Here is the card 8 of spades being compared against Ace of Hearts. The right third of the image is the result. As you can see, the subtraction leads to a lot of artifacts:

In contrast, here's what happens when we compare the registered picture of 8 of spades from our perspective image above, against the picture of 8 of spades from the training deck. As you can see, the result is almost fully black, which means the difference is minimal!

Thus recognizing each card becomes a simple process of comparing each incoming card against each card against the deck, and going with the one with the minimum difference. As noted before, there are many more complex and robust approaches (including ones that involve the use of classifiers). However, since this is a fun project and I only had a few hours to write code, we're going to go with the version that takes the least amount of time!

One thing to note is that the card identification process could be reused for any card game -- not just this one.

Putting it Together

Given all the parts of the system, we can now get pictures from the webcam, and identify the cards from the picture. We then compute the solution for the numbers, and then print it out back onto the table by projecting it on the projector, which is connected to the computer.

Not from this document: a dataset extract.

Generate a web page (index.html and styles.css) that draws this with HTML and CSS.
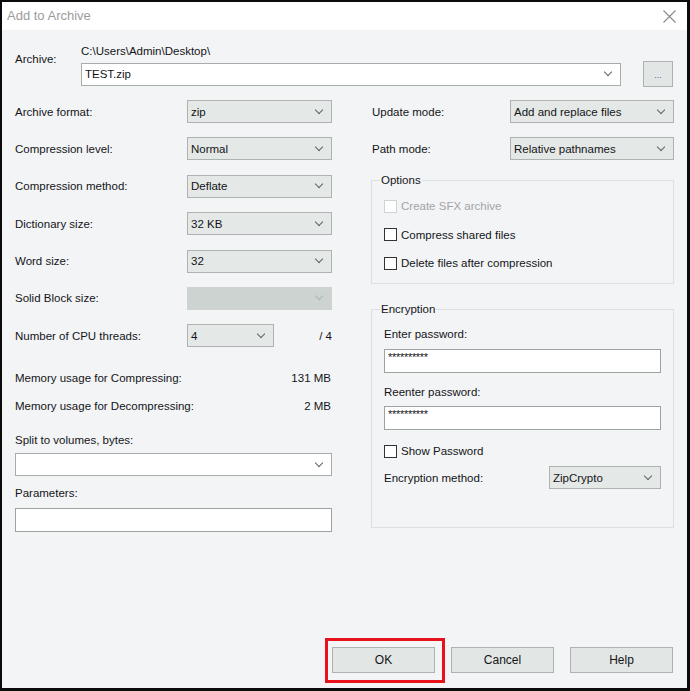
FILE: index.html
```html
<!DOCTYPE html>
<html>
<head>
<meta charset="utf-8">
<link rel="stylesheet" href="styles.css">
</head>
<body>
<div class="window">
  <div class="titlebar">
    <span class="title">Add to Archive</span>
    <svg class="close" width="13" height="13" viewBox="0 0 13 13"><path d="M0.5 0.5 L12.5 12.5 M12.5 0.5 L0.5 12.5" stroke="#8a8a8a" stroke-width="1.1" fill="none"/></svg>
  </div>
  <div class="body">
    <div class="archive-row">
      <div class="archive-label">Archive:</div>
      <div class="archive-main">
        <div class="path">C:\Users\Admin\Desktop\</div>
        <div class="archive-input-row">
          <div class="combo white archive-combo"><span>TEST.zip</span></div>
          <div class="browse">...</div>
        </div>
      </div>
    </div>

    <div class="columns">
      <div class="col-left">
        <div class="form-grid">
          <div class="lbl">Archive format:</div>
          <div class="combo"><span>zip</span></div>
          <div class="lbl">Compression level:</div>
          <div class="combo"><span>Normal</span></div>
          <div class="lbl">Compression method:</div>
          <div class="combo"><span>Deflate</span></div>
          <div class="lbl">Dictionary size:</div>
          <div class="combo"><span>32 KB</span></div>
          <div class="lbl">Word size:</div>
          <div class="combo"><span>32</span></div>
          <div class="lbl">Solid Block size:</div>
          <div class="combo disabled"><span></span></div>
          <div class="lbl">Number of CPU threads:</div>
          <div class="cpu-cell">
            <div class="combo cpu-combo"><span>4</span></div>
            <span class="cpu-max">/ 4</span>
          </div>
        </div>

        <div class="mem-grid">
          <div class="lbl">Memory usage for Compressing:</div>
          <div class="val">131 MB</div>
          <div class="lbl">Memory usage for Decompressing:</div>
          <div class="val">2 MB</div>
        </div>

        <div class="lbl split-label">Split to volumes, bytes:</div>
        <div class="combo white split-combo"><span></span></div>

        <div class="lbl params-label">Parameters:</div>
        <div class="textbox params-box"></div>
      </div>

      <div class="col-right">
        <div class="mode-grid">
          <div class="lbl">Update mode:</div>
          <div class="combo"><span>Add and replace files</span></div>
          <div class="lbl">Path mode:</div>
          <div class="combo"><span>Relative pathnames</span></div>
        </div>

        <fieldset class="group options">
          <legend>Options</legend>
          <div class="group-body options-body">
            <label class="check disabled-check"><span class="box"></span>Create SFX archive</label>
            <label class="check"><span class="box"></span>Compress shared files</label>
            <label class="check"><span class="box"></span>Delete files after compression</label>
          </div>
        </fieldset>

        <fieldset class="group encryption">
          <legend>Encryption</legend>
          <div class="group-body enc-body">
            <div class="lbl">Enter password:</div>
            <div class="textbox pw"><span>**********</span></div>
            <div class="lbl reenter">Reenter password:</div>
            <div class="textbox pw pw2"><span>**********</span></div>
            <label class="check show-pw"><span class="box"></span>Show Password</label>
            <div class="enc-method">
              <div class="lbl">Encryption method:</div>
              <div class="combo enc-combo"><span>ZipCrypto</span></div>
            </div>
          </div>
        </fieldset>
      </div>
    </div>

    <div class="buttons">
      <div class="ok-wrap">
        <div class="btn">OK</div>
        <div class="highlight"></div>
      </div>
      <div class="btn">Cancel</div>
      <div class="btn">Help</div>
    </div>
  </div>
</div>
</body>
</html>
```

FILE: styles.css
```css
html, body {
  margin: 0;
  padding: 0;
  background: #000;
}

.window {
  width: 690px;
  height: 691px;
  box-sizing: border-box;
  border: 2px solid #0b0b0b;
  border-right-width: 3px;
  border-bottom-width: 3px;
  display: flex;
  flex-direction: column;
  font-family: "Liberation Sans", Arial, sans-serif;
  font-size: 11.5px;
  line-height: 14px;
  color: #141418;
  overflow: hidden;
}

.titlebar {
  height: 28px;
  flex: none;
  background: #ffffff;
  display: flex;
  align-items: center;
  justify-content: space-between;
  padding: 0 11px 0 5px;
}

.title {
  font-size: 13px;
  color: #9c9c9c;
}

.close {
  display: block;
}

.body {
  flex: 1;
  background: #f3f4f6;
  padding: 14px 13px 15px 13px;
  display: flex;
  flex-direction: column;
}

/* Archive row */
.archive-row {
  display: grid;
  grid-template-columns: 66px 1fr;
}

.archive-label {
  padding-top: 8px;
}

.path {
  height: 14px;
}

.archive-input-row {
  margin-top: 3px;
  display: flex;
  align-items: center;
  gap: 22px;
  padding-right: 1px;
}

.archive-combo {
  flex: 1;
  height: 23px;
}

.browse {
  width: 30px;
  height: 26px;
  box-sizing: border-box;
  border: 1px solid #adb3b1;
  background: #e2e6e4;
  color: #6a55b0;
  font-size: 9px;
  line-height: 9px;
  display: flex;
  align-items: center;
  justify-content: center;
  padding-top: 3px;
}

/* Combo box */
.combo {
  box-sizing: border-box;
  height: 23px;
  border: 1px solid #adb3b1;
  background: #e4e8e6;
  display: flex;
  align-items: center;
  justify-content: space-between;
  padding: 0 9px 0 3px;
  white-space: nowrap;
}

.combo::after {
  content: "";
  width: 5px;
  height: 5px;
  border-right: 1px solid #5e6462;
  border-bottom: 1px solid #5e6462;
  transform: rotate(45deg);
  margin-top: -4px;
}

.combo.white {
  background: #ffffff;
  border-color: #a7adab;
}

.combo.disabled {
  background: #ccd3d1;
  border-color: #ccd3d1;
}

.combo.disabled::after {
  border-color: #aeb5b3;
}

.textbox {
  box-sizing: border-box;
  border: 1px solid #9da3a1;
  background: #ffffff;
}

/* Columns */
.columns {
  margin-top: 13px;
  display: flex;
  gap: 39px;
}

.col-left {
  width: 317px;
  display: flex;
  flex-direction: column;
}

.col-right {
  width: 303px;
  display: flex;
  flex-direction: column;
}

.form-grid {
  display: grid;
  grid-template-columns: 172px 145px;
  grid-auto-rows: 23px;
  row-gap: 14.4px;
  align-items: center;
}

.cpu-cell {
  display: flex;
  align-items: center;
  justify-content: space-between;
  height: 23px;
}

.cpu-combo {
  width: 87px;
}

.mem-grid {
  margin-top: 24px;
  display: grid;
  grid-template-columns: 1fr auto;
  grid-auto-rows: 14px;
  row-gap: 14px;
}

.val {
  text-align: right;
  padding-right: 1px;
}

.split-label {
  margin-top: 20px;
}

.split-combo {
  margin-top: 6px;
  height: 23px;
}

.params-label {
  margin-top: 10px;
}

.params-box {
  margin-top: 8px;
  height: 24px;
}

/* Right column */
.mode-grid {
  display: grid;
  grid-template-columns: 139px 164px;
  grid-auto-rows: 23px;
  row-gap: 14px;
  align-items: center;
}

.mode-grid .lbl {
  padding-left: 1px;
}

.group {
  margin: 0;
  padding: 0;
  border: 1px solid #dcdfe3;
  min-width: 0;
}

.group legend {
  margin-left: 8px;
  padding: 0 1px;
  line-height: 14px;
}

.options {
  margin-top: 13px;
}

.options-body {
  padding: 12px 12px 13px 12px;
  display: flex;
  flex-direction: column;
  gap: 14.5px;
}

.check {
  display: flex;
  align-items: center;
  gap: 4px;
  height: 14px;
}

.box {
  width: 13px;
  height: 13px;
  box-sizing: border-box;
  border: 1px solid #333;
  background: #fff;
  flex: none;
}

.disabled-check {
  color: #a2a4a8;
}

.disabled-check .box {
  border-color: #d0d3d6;
}

.encryption {
  margin-top: 18px;
}

.enc-body {
  padding: 11px 12px 38px 12px;
  display: flex;
  flex-direction: column;
}

.pw {
  margin-top: 8px;
  height: 24px;
  padding: 1px 3px 0;
  font-size: 11px;
  line-height: 12px;
  letter-spacing: -0.3px;
}

.pw2 {
  margin-top: 7px;
}

.reenter {
  margin-top: 12px;
}

.show-pw {
  margin-top: 14px;
}

.enc-method {
  margin-top: 8px;
  display: flex;
  align-items: center;
  justify-content: space-between;
}

.enc-combo {
  width: 112px;
}

/* Buttons */
.buttons {
  margin-top: auto;
  display: flex;
  justify-content: flex-end;
  gap: 16px;
  padding-right: 1px;
}

.btn {
  width: 103px;
  height: 26px;
  box-sizing: border-box;
  border: 1px solid #adb3b1;
  background: #e2e6e4;
  display: flex;
  align-items: center;
  justify-content: center;
  font-size: 12px;
}

.ok-wrap {
  position: relative;
}

.highlight {
  position: absolute;
  top: -9px;
  left: -7px;
  right: -10px;
  bottom: -10px;
  border: 3px solid #e8121c;
  pointer-events: none;
}
```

  training = img.get_training(training_labels_filename,training_image_filename,num_training_cards,avoid_cards) 
  webcam = cv2.VideoCapture(0)
  cv2.namedWindow("preview")
  if webcam.isOpened(): # try to get the first frame      
  else:
      rval = False
  while rval:
      rval, im = webcam.read()
      try:  
        cards = [img.find_closest_card(training,c)[0] for c in img.getCards(im,num_cards)]
        cards = ['1' if c == 'A' else c for c in cards]
        display(g24.solve(cards))

And there you have it, an end-to-end, automated player for the game 24! If you would like to try running the code yourself, the card recognition code, training deck image and test images are available on Github.